У меня решительно не было исторической жилки, исторического духа. Чем дальше развивались события, тем больше я чувствовал себя аполитичным противником Истории. Я был впереди и слишком позади, но никак не современником игроков в пинг-понг. Меня преследовало предчувствие гражданской войны. Вернувшись, я написал картину под названием «Предчувствие гражданской войны», в которой изобразил огромное человеческое тело, с множеством рук и ног, душащих друг друга в бреду.

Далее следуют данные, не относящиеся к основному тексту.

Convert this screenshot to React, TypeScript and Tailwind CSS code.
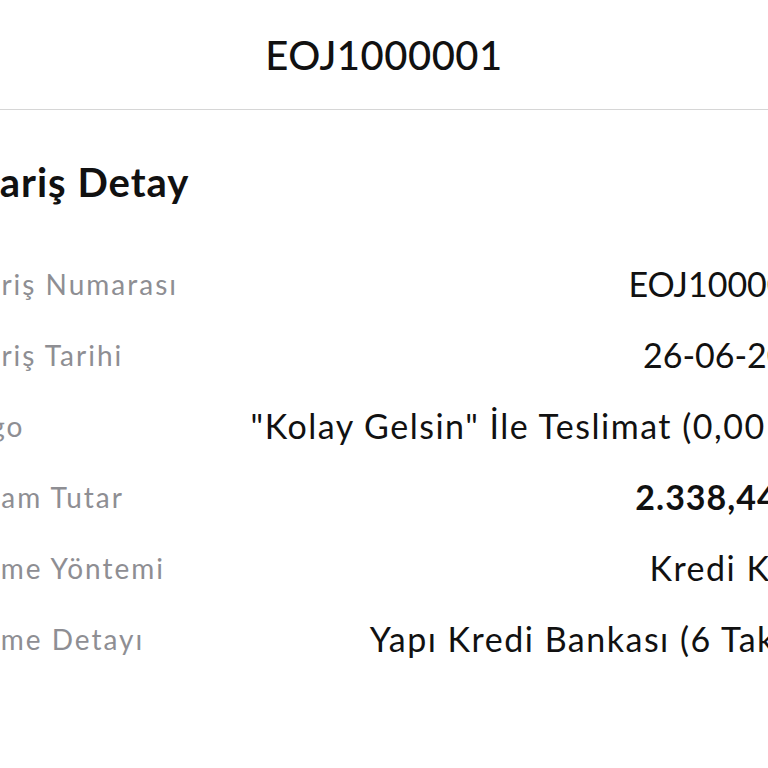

Первое известие о гражданской войне застигло меня в Лондоне на ужине в «Савойе». Я заказал крутые яйца, напомнившие мне шарики пинг-понга в деревушке на побережье. Игроки и их шарики не переставали занимать меня. Я сказал моему соседу Игорю Марковичу: сколь плачевно было бы играть в пинг-понг крутыми яйцами, даже хуже, нежели играть в теннис мертвыми птицами. Яйца мне отомстили: они скрипели на зубах, будто были приправлены песком. Повар «Савойи» был ни при чем. Это африканский песок мятежной Испании взметнулся у меня во рту. Было лишь одно средство избавиться от него – залить его шампанским!
Однако я не выпил ни капли. У меня начался период строгости и аскетизма, которому предстояло стать доминантой в моем стиле, моем разуме и моей неуравновешенной жизни. Пламя Испании озарит драму эстетического Возрождения. Она станет жертвой послевоенной Европы, терзаемой идейными драмами, нравственными и художественными невзгодами. Испанские анархисты бросались в огонь под стягом: «Viva la muerte!» – «Да здравствует смерть!», тогда как их противники держались традиционного флага, на котором нужно было только изобразить две буквы: FE(Вера.). С первого взгляда из середины испанского трупа бросался в глаза наполовину изъеденный паразитами и идейными червями иберийский член в эрекции, огромный, как собор, наполненный белыми динамитом ненависти, происходящей от непрерывных закапываний и откапываний. Зарыть и отрыть! Чтобы снова зарыть и отрыть!